Yeah, I’m still here. Kicking. Just haven’t felt the need to write about junk (or about anything) lately, thus I have not.
Truth is I’m slowly coming out of a rather dark-ish period in my life, and you wouldn’t notice if you saw me. It’s not that I started painting my nails black, my face white and dusted off the old Sisters of Mercy LPs. Nope. It was more of an internal thing going. Well, yeah, provoked by an external thing… yeah, all you want, but still. The hurt was (is) inside. Like Intel.
Okay. I can see that won’t cut it. And that I’m gonna start getting emails saying things like “WTF are you talking about? Don’t jump!!!”. No, I’m not jumping. I’m landing. It’s all good. Mission accomplished. I’m staying the course. Not gonna cut and run.
If you absolutely need for it to be spelled out, well, let’s go ahead and do it. There’s no other way of saying it than… just saying it, I guess: Like John Cleese used to say, since last May it’s not that my marriage was dead but… well it was “not at all well”. Things happen. Shit happens, rather, and it’s shit that you just have to wade through if you value at all what’s on the other side of that nasty bog of shit you’re in.
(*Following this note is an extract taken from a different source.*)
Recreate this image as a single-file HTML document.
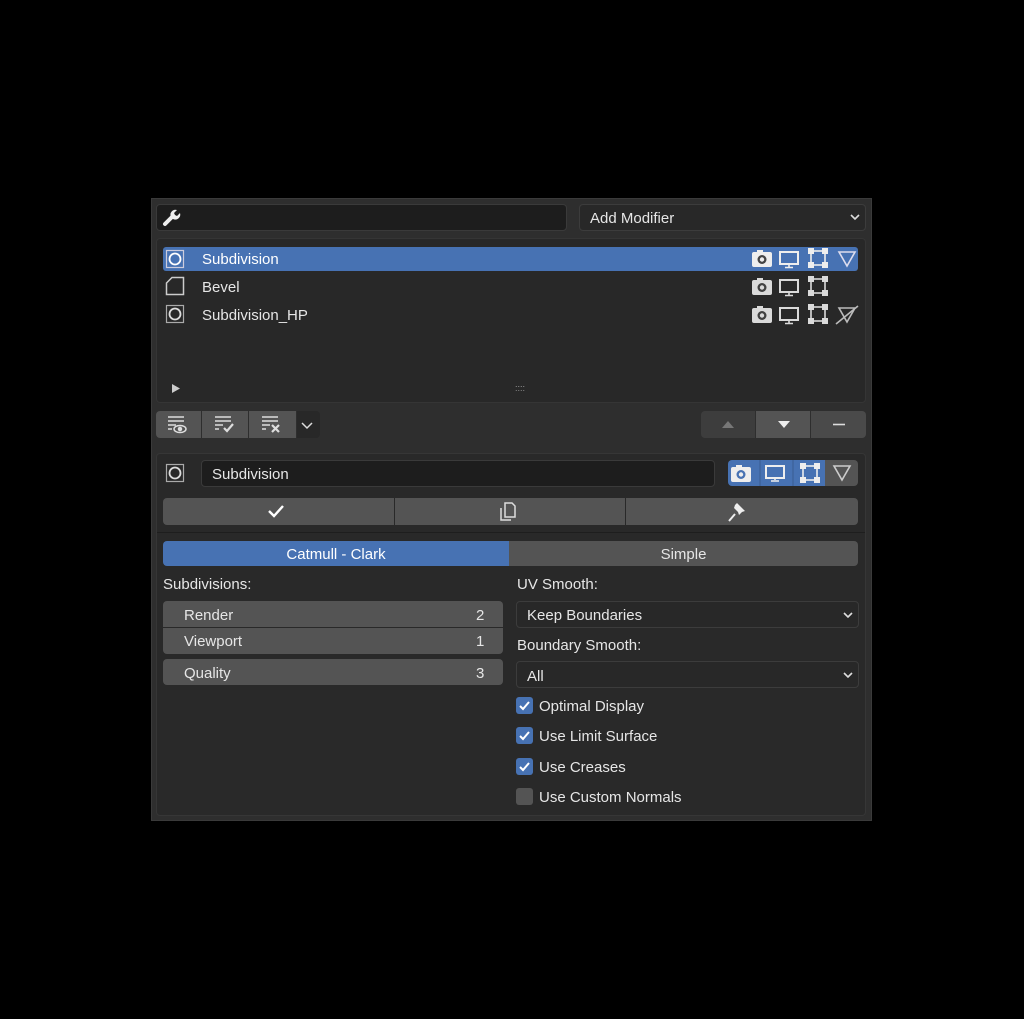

And I did value it. And I do value it. So I waded through shit for about five months, which was not nice. But hey, it builds character. And Malaria.
I’m not gonna go into the particulars. Those are domestics and they belong in the domus itself. Suffice it to say that, yeah, a few times through these last five months there was a real and distinct possibility for the marriage to end. Thanks to a lot of luck, spit and effort, that wasn’t the case. Things are patched up, and I think today is the first day that I can officially say to myself that, yeah, we’re on the road to recovery, redemption, reconciliation and whatever other ‘r’ you want (except rabies). Things are good. Certainly much better than they ever were in the last 5 months, and getting better. Slowly. Day by day. Trying to build the sand castle again after the wave washed it away.. because that’s what life ultimately is: It’s building a sand castle right by the ocean. Sometimes all you can really do is watch how the water swallows it up, and then you start again. Until you run out of sand. That’s all there is, really, and this is not something defeatist. Quite the contrary.
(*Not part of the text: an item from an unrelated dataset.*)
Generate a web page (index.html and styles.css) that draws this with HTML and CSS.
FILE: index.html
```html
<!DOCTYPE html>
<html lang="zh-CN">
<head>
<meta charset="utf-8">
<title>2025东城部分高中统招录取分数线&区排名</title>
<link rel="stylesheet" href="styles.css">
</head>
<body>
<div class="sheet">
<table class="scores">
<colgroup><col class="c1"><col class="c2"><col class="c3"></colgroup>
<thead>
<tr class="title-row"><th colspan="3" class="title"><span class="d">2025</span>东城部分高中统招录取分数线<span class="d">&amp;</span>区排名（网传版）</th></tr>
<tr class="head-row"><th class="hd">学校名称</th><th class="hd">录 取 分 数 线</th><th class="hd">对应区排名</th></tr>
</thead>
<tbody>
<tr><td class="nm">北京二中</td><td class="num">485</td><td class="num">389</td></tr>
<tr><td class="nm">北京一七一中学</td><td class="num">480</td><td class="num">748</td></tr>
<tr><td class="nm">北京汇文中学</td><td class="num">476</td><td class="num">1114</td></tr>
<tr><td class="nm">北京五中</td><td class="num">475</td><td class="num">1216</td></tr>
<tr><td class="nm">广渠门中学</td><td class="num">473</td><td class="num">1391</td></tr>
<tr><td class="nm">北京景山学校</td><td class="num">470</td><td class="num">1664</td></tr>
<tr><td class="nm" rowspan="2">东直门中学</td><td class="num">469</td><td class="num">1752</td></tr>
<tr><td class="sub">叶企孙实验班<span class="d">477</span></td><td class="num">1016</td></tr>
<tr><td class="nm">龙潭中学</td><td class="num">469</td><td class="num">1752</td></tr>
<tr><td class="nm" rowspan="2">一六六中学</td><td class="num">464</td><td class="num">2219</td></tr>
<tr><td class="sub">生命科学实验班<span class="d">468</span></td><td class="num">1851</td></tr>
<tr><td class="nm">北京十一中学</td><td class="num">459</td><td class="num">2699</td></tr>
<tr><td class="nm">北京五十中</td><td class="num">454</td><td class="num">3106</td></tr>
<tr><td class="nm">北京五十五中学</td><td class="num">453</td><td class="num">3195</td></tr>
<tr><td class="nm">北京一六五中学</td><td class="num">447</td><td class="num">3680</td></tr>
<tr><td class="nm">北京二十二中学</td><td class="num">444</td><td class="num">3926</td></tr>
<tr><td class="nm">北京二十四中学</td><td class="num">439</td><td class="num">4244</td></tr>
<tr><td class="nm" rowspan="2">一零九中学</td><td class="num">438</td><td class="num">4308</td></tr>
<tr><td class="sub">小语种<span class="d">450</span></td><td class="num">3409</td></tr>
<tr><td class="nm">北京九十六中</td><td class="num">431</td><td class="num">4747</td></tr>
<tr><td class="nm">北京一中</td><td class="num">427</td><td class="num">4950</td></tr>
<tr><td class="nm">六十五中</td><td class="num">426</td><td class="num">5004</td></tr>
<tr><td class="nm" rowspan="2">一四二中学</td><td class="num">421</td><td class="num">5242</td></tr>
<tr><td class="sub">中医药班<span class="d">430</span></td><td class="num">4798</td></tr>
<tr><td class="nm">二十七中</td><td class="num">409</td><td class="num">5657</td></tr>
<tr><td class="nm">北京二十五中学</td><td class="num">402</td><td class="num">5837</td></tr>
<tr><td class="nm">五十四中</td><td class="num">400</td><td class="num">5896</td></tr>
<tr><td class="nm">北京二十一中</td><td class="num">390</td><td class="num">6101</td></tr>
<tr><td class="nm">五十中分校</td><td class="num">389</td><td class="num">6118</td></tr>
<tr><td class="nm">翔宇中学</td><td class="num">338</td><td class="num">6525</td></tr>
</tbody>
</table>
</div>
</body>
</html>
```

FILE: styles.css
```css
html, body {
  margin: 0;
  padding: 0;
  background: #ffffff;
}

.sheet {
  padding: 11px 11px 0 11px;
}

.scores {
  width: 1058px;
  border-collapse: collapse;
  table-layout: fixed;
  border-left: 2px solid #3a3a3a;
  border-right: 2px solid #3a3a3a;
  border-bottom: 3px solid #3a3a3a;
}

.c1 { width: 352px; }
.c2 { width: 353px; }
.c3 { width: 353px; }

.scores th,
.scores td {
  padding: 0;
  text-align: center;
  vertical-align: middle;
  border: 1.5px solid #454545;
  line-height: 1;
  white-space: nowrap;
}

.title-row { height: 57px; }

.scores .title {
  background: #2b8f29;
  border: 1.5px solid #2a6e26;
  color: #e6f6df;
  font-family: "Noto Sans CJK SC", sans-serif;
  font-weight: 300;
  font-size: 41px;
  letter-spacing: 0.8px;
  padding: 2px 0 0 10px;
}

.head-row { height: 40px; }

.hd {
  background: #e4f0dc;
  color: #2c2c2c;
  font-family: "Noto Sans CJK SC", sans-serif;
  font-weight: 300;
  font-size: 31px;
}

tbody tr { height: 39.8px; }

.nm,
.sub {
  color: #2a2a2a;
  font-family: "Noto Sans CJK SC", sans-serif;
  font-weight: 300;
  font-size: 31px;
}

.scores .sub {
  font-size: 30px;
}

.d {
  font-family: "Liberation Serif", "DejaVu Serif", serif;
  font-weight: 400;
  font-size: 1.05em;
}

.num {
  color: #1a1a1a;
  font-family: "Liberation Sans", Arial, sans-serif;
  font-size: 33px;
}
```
Defeatist would be to give up after the first wave, or worse, decide not to build at all and spend your whole life looking at the sea. Humans are trying creatures, and there’s nothing heroic or remarkable about this. It’s hardwired in us not to give up after the first failure. We just brush it off and try again. Maybe do things differently, maybe insist on the same, but we do try.
Why do we try? Why do we try in the face of our failures, past, present and to come? I don’t know. I guess the best answer I can give is that I try, because if I don’t… what’s left there to do for me? We try because we want to see something done, something built, something felt. We try because we do have an unwavering love to see something out of nothing. Building, building anything, is a creative process and, as such, nothing more essentially than an act of love. And, honestly, what good is an act of love… what’s the purpose of buliding something out of love if it’s not going to be shared with someone else? Someone just like you, as different as he or she might be.
I thought I had built something, and for the longest time it stood. Then the waters gobbled it up. I can’t but to try again, and build it again. So I can share it again with her… the only one I remotely care about sharing something as beautiful and fulfilling with.
I don’t build things like these for my own enjoyment. For that, I do other things. There’s nothing here for my pleasure other than the pleasure of seeing it given away, well-received, well-used and well-felt. Love is an expanding motion, never a contracting one. Love, like life, is heat, not cold. I didn’t build this for myself, I did it to give it to her. Maybe now it doesn’t stand anymore as it was. Maybe now it will be a little different. Maybe I can’t build it again in its perfection, a spotless, spitting image of what once was and now is no more. Then in that case, no matter. I will build it differently, and just as good if I have any say about it.
I’ll build it again, so she can have it again. And that’s all I ever really wanted; for her to have a little piece of me.
October 26, 2006 at 8:58 pm
What a great analogy you’ve written here! I’m glad for you that your marriage is back on track and that you had the commitment to it in the first place to make the effort.
I feel like our society has promoted so much throw-away that we tend to not expend the effort to rebuild relationships after they have “gone south” just like we take a dog we can’t housebreak to the pound. Both behaviors indicate a lack in our societal mores, in my opinion.
I’m not saying that there are not times when you shouldn’t cut and run, but we (as a society) tend to give up too easily.
Glad you saw worth in your relationship and saved it.